Hence, non-advocate lawyers would be precluded from acting as representatives in legal proceedings, contravening Article 61 of the Constitution of the Azerbaijan Republic, which guarantees the right to competent legal assistance. Thus, lawmakers should explore alternative avenues to bolster citizen protection interests, as neither Azerbaijan nor other post-Soviet nations are presently prepared for such sweeping reforms.

Consequently, advocating for the monopolization of legal practice fails to enhance legal aid quality; instead, it poses a threat to the legal community’s integrity.

Azerbaijan has only one bar association, while in all countries with a developed legal system and culture, advocacy is not monopolized and, as a rule, there are regional bar associations. Azerbaijan did not agree to this, since the demonopolization of advocacy would lead to certain political consequences. Monopoly here, as in economics, reduces quality. Governmental authorities appoint the majority of members of the qualification commission and this indicates the dependent position of the structure that accepts lawyers. Although the independent selection committee should not include representatives of governmental authorities. The monopoly is problematic not only because lawyers are unfairly advantaged in the market for legal services.
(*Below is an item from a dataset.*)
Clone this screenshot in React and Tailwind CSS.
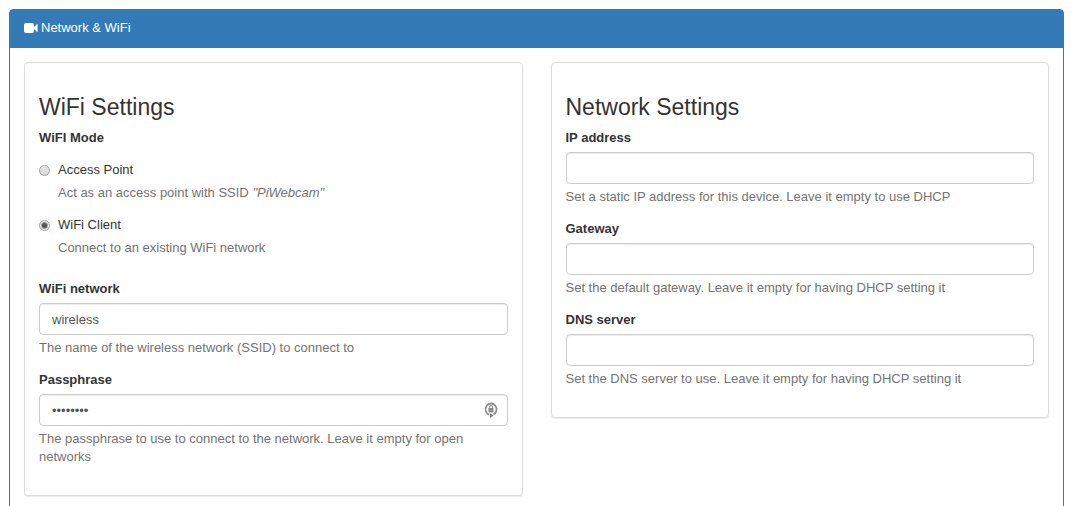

The monopoly not only jeopardizes price stability in the legal sector but also compromises the autonomy of the legal profession. Monopoly confers control over so-called “entry” and “exit” from the profession, thereby wielding unchecked authority. Is such a system perilous for post-Soviet countries, whose primary objective in this endeavor is political rather than the genuine professional and legal commitment to safeguarding citizens’ rights and freedoms? This query remains rhetorical, necessitating no explicit response.